Mexico’s Great Transition

This Friday, December 1st, for the first time since Mexico's modern revolution in the 1920s, one party will replace the Institutional Revolutionary Party (PRI), which has ruled Mexico with authoritarian high-handedness for seven decades. The transition of power to the National Action Party (PAN) is taking place peacefully and as a result of the most open and democratic election in Mexico's history.

Americans take such transitions for granted ever since, 200 years ago, the United States survived an acid test of constitutional government when Thomas Jefferson's party peacefully replaced John Adams's. What made that distant election of 1800 so epochal was that it was the first peaceful transition between political parties in recorded history.

The United States was the world's first constitutional republic and its constitution was only 12 years of age when put to the transition test. As a result, no one knew whether the infant American system could survive the supplanting of one party with another in Congress and the White House. Two terms of George Washington's presidency, then one of Adams's, seemed to give their Federalist Party a permanent claim on the government. Most Federalists, like members of the PRI today, thought that their party deserved to keep the presidency indefinitely.

Like Mexico's Vicente Fox earlier this year, Jefferson, James Madison and others vigorously challenged Federalist policies and worked to throw the Federalists from office. Narrowly succeeding in doing so, neither they nor anyone else had full confidence that their opponents, shocked by their defeat and fearing the end of "good government," would give way peacefully. After all, never before in the world had a constitutional republic existed. Therefore, never before in world history had such a transition between political parties occurred.
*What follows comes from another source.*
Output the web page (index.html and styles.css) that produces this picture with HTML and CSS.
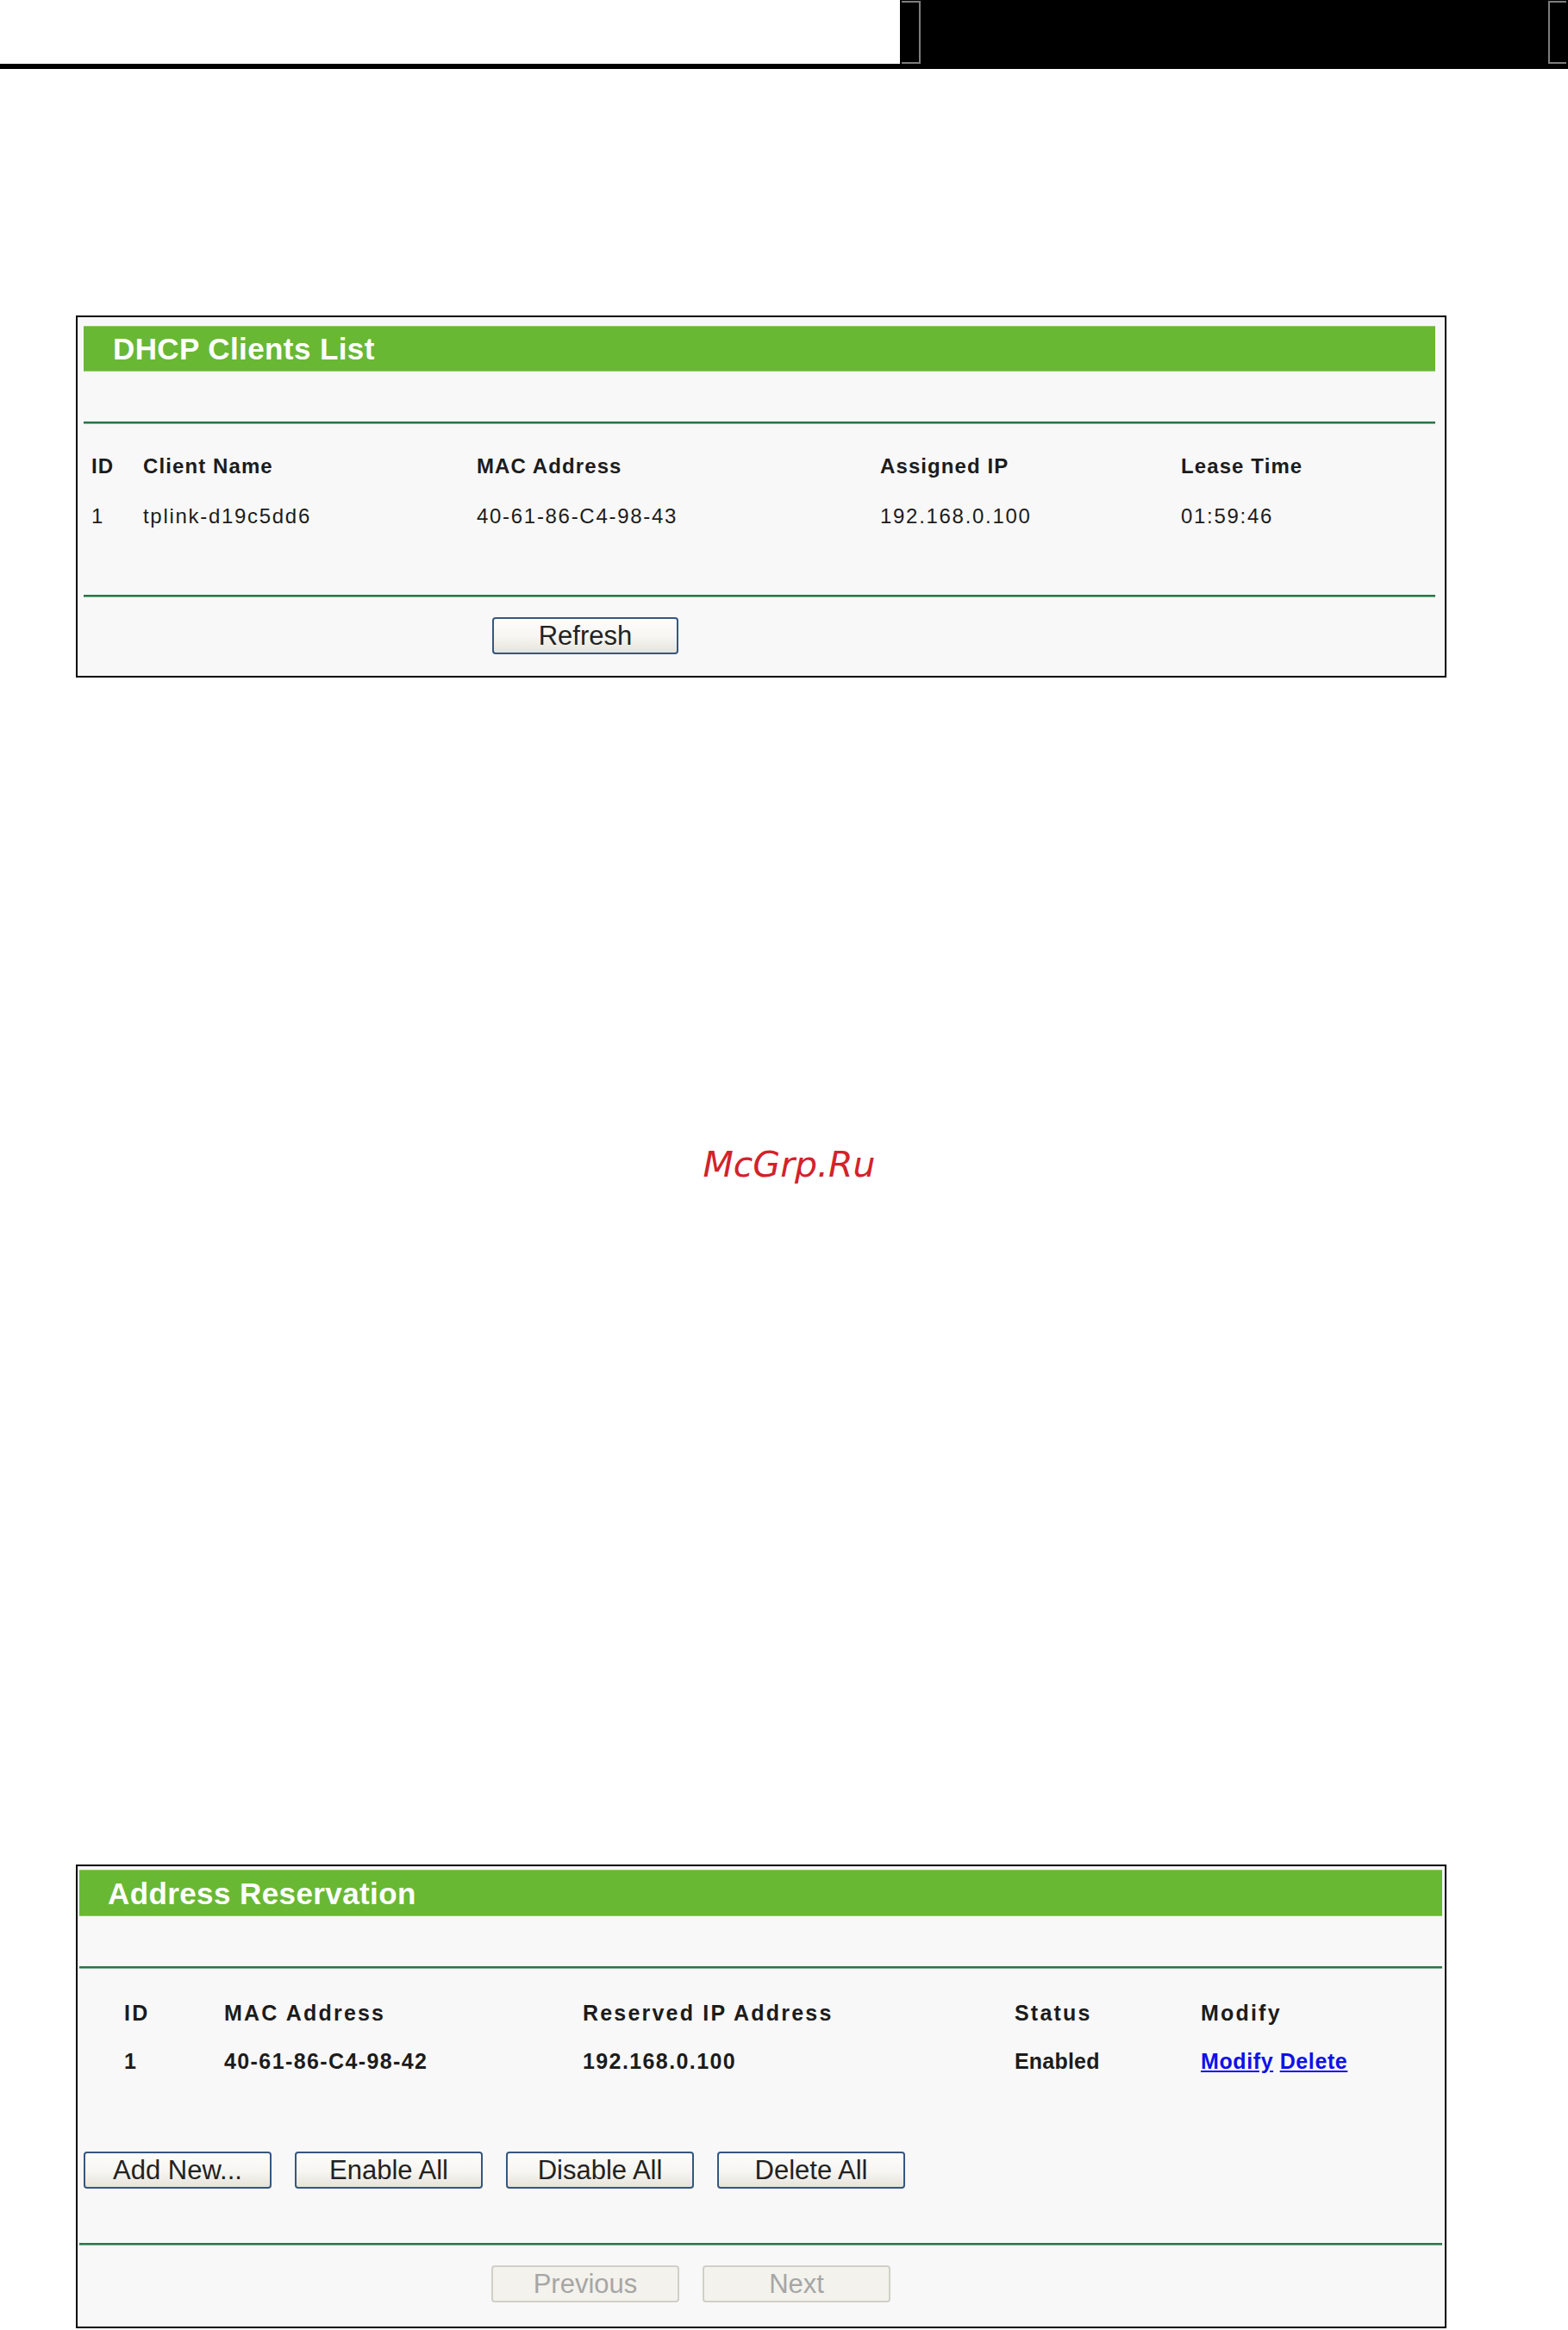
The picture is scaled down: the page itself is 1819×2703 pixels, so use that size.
FILE: index.html
```html
<!DOCTYPE html>
<html lang="en">
<head>
<meta charset="utf-8">
<title>DHCP Clients List / Address Reservation</title>
<link rel="stylesheet" href="styles.css">
</head>
<body>
<header class="topbar">
  <div class="topbar-left"></div>
  <div class="topbar-right">
    <span class="bracket bracket-l"></span>
    <span class="bracket bracket-r"></span>
  </div>
</header>
<div class="topline"></div>

<section class="panel panel-clients">
  <div class="panel-title">DHCP Clients List</div>
  <div class="panel-spacer"></div>
  <div class="rule"></div>
  <div class="grid grid-clients">
    <div class="row head">
      <span>ID</span><span>Client Name</span><span>MAC Address</span><span>Assigned IP</span><span>Lease Time</span>
    </div>
    <div class="row data">
      <span>1</span><span>tplink-d19c5dd6</span><span>40-61-86-C4-98-43</span><span>192.168.0.100</span><span>01:59:46</span>
    </div>
  </div>
  <div class="rule rule-low-clients"></div>
  <div class="btn-row btn-row-refresh">
    <button class="btn btn-refresh" type="button">Refresh</button>
  </div>
</section>

<div class="watermark">McGrp.Ru</div>

<section class="panel panel-reserve">
  <div class="panel-title">Address Reservation</div>
  <div class="panel-spacer"></div>
  <div class="rule"></div>
  <div class="grid grid-reserve">
    <div class="row head">
      <span>ID</span><span>MAC Address</span><span>Reserved IP Address</span><span>Status</span><span>Modify</span>
    </div>
    <div class="row data">
      <span>1</span><span>40-61-86-C4-98-42</span><span>192.168.0.100</span><span class="status">Enabled</span><span class="links"><a href="#">Modify</a> <a href="#">Delete</a></span>
    </div>
  </div>
  <div class="btn-row btn-row-actions">
    <button class="btn" type="button">Add New...</button>
    <button class="btn" type="button">Enable All</button>
    <button class="btn" type="button">Disable All</button>
    <button class="btn" type="button">Delete All</button>
  </div>
  <div class="rule rule-low-reserve"></div>
  <div class="btn-row btn-row-pager">
    <button class="btn btn-disabled" type="button" disabled>Previous</button>
    <button class="btn btn-disabled" type="button" disabled>Next</button>
  </div>
</section>
</body>
</html>
```

FILE: styles.css
```css
* { box-sizing: border-box; }

html, body {
  margin: 0;
  padding: 0;
  background: #ffffff;
}

body {
  width: 1819px;
  font-family: "Liberation Sans", Arial, sans-serif;
  color: #1c1c1c;
}

/* ---------- top bar ---------- */
.topbar {
  display: flex;
  height: 74px;
}
.topbar-left {
  flex: 0 0 1044px;
  background: #ffffff;
}
.topbar-right {
  flex: 1;
  background: #000000;
  display: flex;
  justify-content: space-between;
  padding: 1px 2px 0 2px;
}
.bracket {
  display: block;
  height: 73px;
  border: 2px solid #7d7d7d;
}
.bracket-l {
  width: 22px;
  border-left: none;
}
.bracket-r {
  width: 21px;
  border-right: none;
}
.topline {
  height: 6px;
  background: #000000;
}

/* ---------- panels ---------- */
.panel {
  width: 1590px;
  margin-left: 88px;
  border: 2px solid #000000;
  background: #f8f8f8;
}
.panel-clients {
  margin-top: 286px;
  padding: 10px 11px 25px 7px;
}
.panel-reserve {
  margin-top: 792px;
  padding: 4px 3px 28px 2px;
}

.panel-title {
  display: flex;
  align-items: center;
  background: #69b834;
  border-top: 1px solid #8fcc66;
  border-bottom: 1px solid #8fcc66;
  color: #ffffff;
  font-weight: bold;
  font-size: 35px;
  line-height: 35px;
  letter-spacing: 0.4px;
}
.panel-clients .panel-title {
  height: 53px;
  padding-left: 34px;
}
.panel-reserve .panel-title {
  height: 54px;
  padding-left: 33px;
}

.panel-spacer {
  height: 58px;
}

.rule {
  height: 3px;
  background: linear-gradient(#2c7448 0, #2c7448 2px, #7fb394 2px, #7fb394 3px);
}

/* ---------- tables ---------- */
.grid .row {
  display: grid;
  height: 30px;
  line-height: 30px;
  white-space: nowrap;
}
.grid-clients {
  margin-top: 34px;
  padding-left: 9px;
}
.grid-clients .row {
  grid-template-columns: 60px 387px 468px 349px 1fr;
  font-size: 24px;
}
.grid-clients .row + .row {
  margin-top: 28px;
}
.grid-clients .head {
  font-weight: bold;
  letter-spacing: 1.1px;
}
.grid-clients .data {
  font-weight: normal;
  letter-spacing: 1.7px;
}

.grid-reserve {
  margin-top: 36px;
  padding-left: 52px;
}
.grid-reserve .row {
  grid-template-columns: 116px 416px 501px 216px 1fr;
  font-size: 25px;
  font-weight: bold;
}
.grid-reserve .row + .row {
  margin-top: 26px;
}
.grid-reserve .head {
  letter-spacing: 2.2px;
}
.grid-reserve .data {
  letter-spacing: 1.4px;
}
.grid-reserve .status {
  letter-spacing: 0.2px;
}
.links {
  letter-spacing: 0.6px;
}
.links a {
  color: #1010e8;
  text-decoration: underline;
}

/* ---------- buttons ---------- */
.btn-row {
  display: flex;
  gap: 27px;
}
.btn-row-refresh {
  margin-top: 23px;
  padding-left: 474px;
}
.btn-row-actions {
  margin-top: 90px;
  padding-left: 5px;
}
.rule-low-clients {
  margin-top: 76px;
}
.rule-low-reserve {
  margin-top: 63px;
}
.btn-row-pager {
  margin-top: 23px;
  padding-left: 478px;
}

.btn {
  width: 218px;
  height: 43px;
  padding: 0;
  margin: 0;
  border: 2px solid #36577f;
  border-radius: 4px;
  background: linear-gradient(#fdfdfc 0%, #f6f5f1 55%, #e6e3da 100%);
  font-family: "Liberation Sans", Arial, sans-serif;
  font-size: 31px;
  line-height: 39px;
  color: #222222;
  text-align: center;
}
.btn-refresh {
  width: 216px;
}
.btn-disabled {
  border-color: #d0d0c8;
  background: #f3f2ec;
  color: #a6a6a6;
}

/* ---------- watermark ---------- */
.watermark {
  margin-top: 546px;
  height: 39px;
  padding-left: 12px;
  text-align: center;
  font-family: "DejaVu Sans", sans-serif;
  font-style: oblique;
  font-size: 41px;
  line-height: 39px;
  color: #d2232a;
}
```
As it turned out, despite rumors of armed conflict and last-minute Federalist efforts to prevent Jefferson's inauguration as the third president, the epoch-making transfer of authority from one party to another took place. The Federalists were out, the Democratic-Republicans were in.  The Constitution ruled.
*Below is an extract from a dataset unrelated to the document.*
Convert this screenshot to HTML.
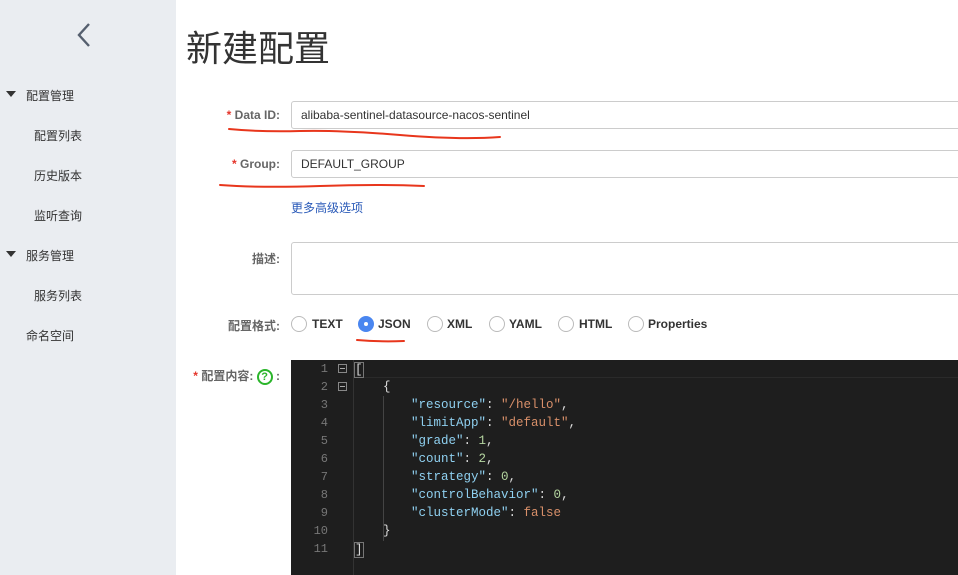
<!DOCTYPE html>
<html><head><meta charset="utf-8"><style>
*{margin:0;padding:0;box-sizing:border-box}
body{width:958px;height:575px;overflow:hidden;background:#fff;font-family:"Liberation Sans","Noto Sans CJK SC",sans-serif;position:relative;color:#333}
.side{position:absolute;left:0;top:0;width:176px;height:575px;background:#eaedf1}
.side div{position:absolute;font-size:12px;color:#333}
.abs{position:absolute}
h1{position:absolute;left:186px;top:20px;font-size:36px;font-weight:400;color:#333;font-family:"Noto Sans CJK SC",sans-serif}
.lbl{position:absolute;font-size:12px;font-weight:bold;color:#666;text-align:right}
.star{color:#e5352b}
.inp{position:absolute;left:291px;border:1px solid #ccc;border-radius:3px;font-size:12px;color:#333;padding-left:9px;background:#fff}
.radio{position:absolute;top:316px;width:16px;height:16px;border:1px solid #bbb;border-radius:50%;background:#fff}
.rt{position:absolute;top:317px;font-size:12px;font-weight:bold;color:#333}
.ed{position:absolute;left:291px;top:360px;width:667px;height:215px;background:#1e1e1e;font-family:"Liberation Mono","DejaVu Sans Mono",monospace;font-size:12.5px}
.ln{position:absolute;left:0;width:37px;text-align:right;color:#777;font-size:12px}
.cl{position:absolute;left:92px;white-space:pre;color:#ddd}
.k{color:#8fd0f0}.s{color:#d9906a}.n{color:#b5d6a0}
</style></head><body>
<div class="side">
<svg class="abs" style="left:74px;top:22px" width="20" height="26"><path d="M15 2L5 13L15 24" stroke="#555f6e" stroke-width="2.4" fill="none"/></svg>
<svg class="abs" style="left:6px;top:90px" width="10" height="8"><path d="M0 1H10L5 7Z" fill="#333"/></svg>
<div style="left:26px;top:87px">配置管理</div>
<div style="left:34px;top:127px">配置列表</div>
<div style="left:34px;top:167px">历史版本</div>
<div style="left:34px;top:207px">监听查询</div>
<svg class="abs" style="left:6px;top:250px" width="10" height="8"><path d="M0 1H10L5 7Z" fill="#333"/></svg>
<div style="left:26px;top:247px">服务管理</div>
<div style="left:34px;top:287px">服务列表</div>
<div style="left:26px;top:327px">命名空间</div>
</div>
<h1>新建配置</h1>
<div class="lbl" style="left:200px;top:108px;width:80px"><span class="star">* </span>Data ID:</div>
<div class="inp" style="top:101px;width:680px;height:28px;line-height:26px">alibaba-sentinel-datasource-nacos-sentinel</div>
<div class="lbl" style="left:200px;top:157px;width:80px"><span class="star">* </span>Group:</div>
<div class="inp" style="top:150px;width:680px;height:28px;line-height:26px">DEFAULT_GROUP</div>
<div class="abs" style="left:291px;top:199px;font-size:12px;color:#2a5ab8">更多高级选项</div>
<div class="lbl" style="left:200px;top:250px;width:80px">描述:</div>
<div class="inp" style="top:242px;width:680px;height:53px"></div>
<div class="lbl" style="left:200px;top:317px;width:80px">配置格式:</div>
<div class="radio" style="left:291px"></div><div class="rt" style="left:312px">TEXT</div>
<div class="radio" style="left:358px;border:none;background:#4a86f0"><div style="position:absolute;left:6px;top:6px;width:4px;height:4px;border-radius:50%;background:#fff"></div></div><div class="rt" style="left:378px">JSON</div>
<div class="radio" style="left:427px"></div><div class="rt" style="left:447px">XML</div>
<div class="radio" style="left:489px"></div><div class="rt" style="left:509px">YAML</div>
<div class="radio" style="left:558px"></div><div class="rt" style="left:579px">HTML</div>
<div class="radio" style="left:628px"></div><div class="rt" style="left:648px">Properties</div>
<div class="lbl" style="left:180px;top:367px;width:100px"><span class="star">* </span>配置内容: <span style="display:inline-block;width:16px;height:16px;border:2px solid #2bb52b;border-radius:50%;color:#2bb52b;font-size:11px;line-height:12px;text-align:center;vertical-align:middle">?</span> :</div>
<div class="ed">
<div class="abs" style="left:62px;top:0;width:1px;height:215px;background:#333"></div>
<div class="abs" style="left:63px;top:17px;width:604px;height:1px;background:#2a2a2a"></div>
<div class="abs" style="left:92px;top:36px;width:1px;height:145px;background:#444"></div>
<div class="abs" style="left:47px;top:4px;width:9px;height:9px;border:1px solid #888"><div style="position:absolute;left:1px;top:3px;width:5px;height:1px;background:#aaa"></div></div>
<div class="abs" style="left:47px;top:22px;width:9px;height:9px;border:1px solid #888"><div style="position:absolute;left:1px;top:3px;width:5px;height:1px;background:#aaa"></div></div>
<div class="ln" style="top:2px">1</div><div class="ln" style="top:20px">2</div><div class="ln" style="top:38px">3</div><div class="ln" style="top:56px">4</div><div class="ln" style="top:74px">5</div><div class="ln" style="top:92px">6</div><div class="ln" style="top:110px">7</div><div class="ln" style="top:128px">8</div><div class="ln" style="top:146px">9</div><div class="ln" style="top:164px">10</div><div class="ln" style="top:182px">11</div>
<div class="cl" style="left:63px;top:2px;border:1px solid #777;line-height:14px">[</div>
<div class="cl" style="top:20px">{</div>
<div class="cl" style="left:120px;top:38px"><span class="k">"resource"</span>: <span class="s">"/hello"</span>,</div>
<div class="cl" style="left:120px;top:56px"><span class="k">"limitApp"</span>: <span class="s">"default"</span>,</div>
<div class="cl" style="left:120px;top:74px"><span class="k">"grade"</span>: <span class="n">1</span>,</div>
<div class="cl" style="left:120px;top:92px"><span class="k">"count"</span>: <span class="n">2</span>,</div>
<div class="cl" style="left:120px;top:110px"><span class="k">"strategy"</span>: <span class="n">0</span>,</div>
<div class="cl" style="left:120px;top:128px"><span class="k">"controlBehavior"</span>: <span class="n">0</span>,</div>
<div class="cl" style="left:120px;top:146px"><span class="k">"clusterMode"</span>: <span class="s">false</span></div>
<div class="cl" style="top:164px">}</div>
<div class="cl" style="left:63px;top:182px;border:1px solid #777;line-height:14px">]</div>
</div>
<svg class="abs" style="left:0;top:0" width="958" height="575"><g stroke="#e8361c" stroke-width="2" fill="none" stroke-linecap="round">
<path d="M229 129Q260 132 300 131T400 135T500 137"/>
<path d="M220 185Q260 188 320 186T424 186"/>
<path d="M357 340Q380 342 404 341"/></g></svg>
</body></html>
Since then, in a gradually increasing number of constitutional republics and monarchies, parties have routinely and peacefully replaced others. Mexico now joins their ranks — ranks never numerous enough, as news out of Iraq, North Korea, Burma, China and the continent of Africa too often attests.

Elsewhere, legitimately elected administrations are frequently denied their rights to govern.  Often, mere legislatures, not constitutional conventions like the Philadelphia Convention of 1787, alter existing legal arrangements to prevent legitimately elected governments from taking power.  What ought to be changes of government become changes of regime. Putsches and revolutions substitute for orderly transitions. A change of parties too often transforms the state.

Fortunately, unlike the United States 200 years ago, Mexicans have little reason to worry that their own first similar transition will not be peaceable. With an 80-year-old constitution, Mexico is today a secure and institutionally mature constitutional republic. As a result, no doubt the day will soon come when parties in Mexico, like those in the United States, vie routinely with each other in cities, states and nation and then step into each other's shoes without making citizens lose too much sleep.  When that happens, opposition politics in Mexico will then have become, as in the United States, a normal part of constitutional government.

Before that occurs, however, other changes in Mexico's government will have to take place. Fortunately, it already looks as if they probably will. One we have already seen. The Mexican Supreme Court, long that country's weakest constitutional branch, has begun to change.  In recent key decisions the it has moved, like John Marshall's Supreme Court after Jefferson's election, toward a course independent of the presidency and Congress, as well as of Mexico's cities and states and of the party in power. Notably, too, like Marshall's court, it has begun to hand down unanimous — that is, authoritative — decisions.

An additional likely consequence of Mexico's historic election of 2000 will be the growth of institutions in the Mexican Congress that permit institutional independence of the presidency while allowing both branches of government to work together no matter which party controls either one. As Americans have learned, such cross-party and inter-branch alliances are essential to party government.

Americans have every reason to applaud this moment in Mexico's history, not simply for what it means for our southern neighbor but for its echoes of a similar moment in American history. That moment marked a turning point in world history. It is probably safe to say that this one will also be a turning point in the history of the Americas and, consequently, in the links between two of the hemisphere's largest and most stable republics.


James M. Banner, Jr. a historian in Washington, D.C., was co-founder of the History News Service. He is most recently the editor of A Century of American Historiography (2009).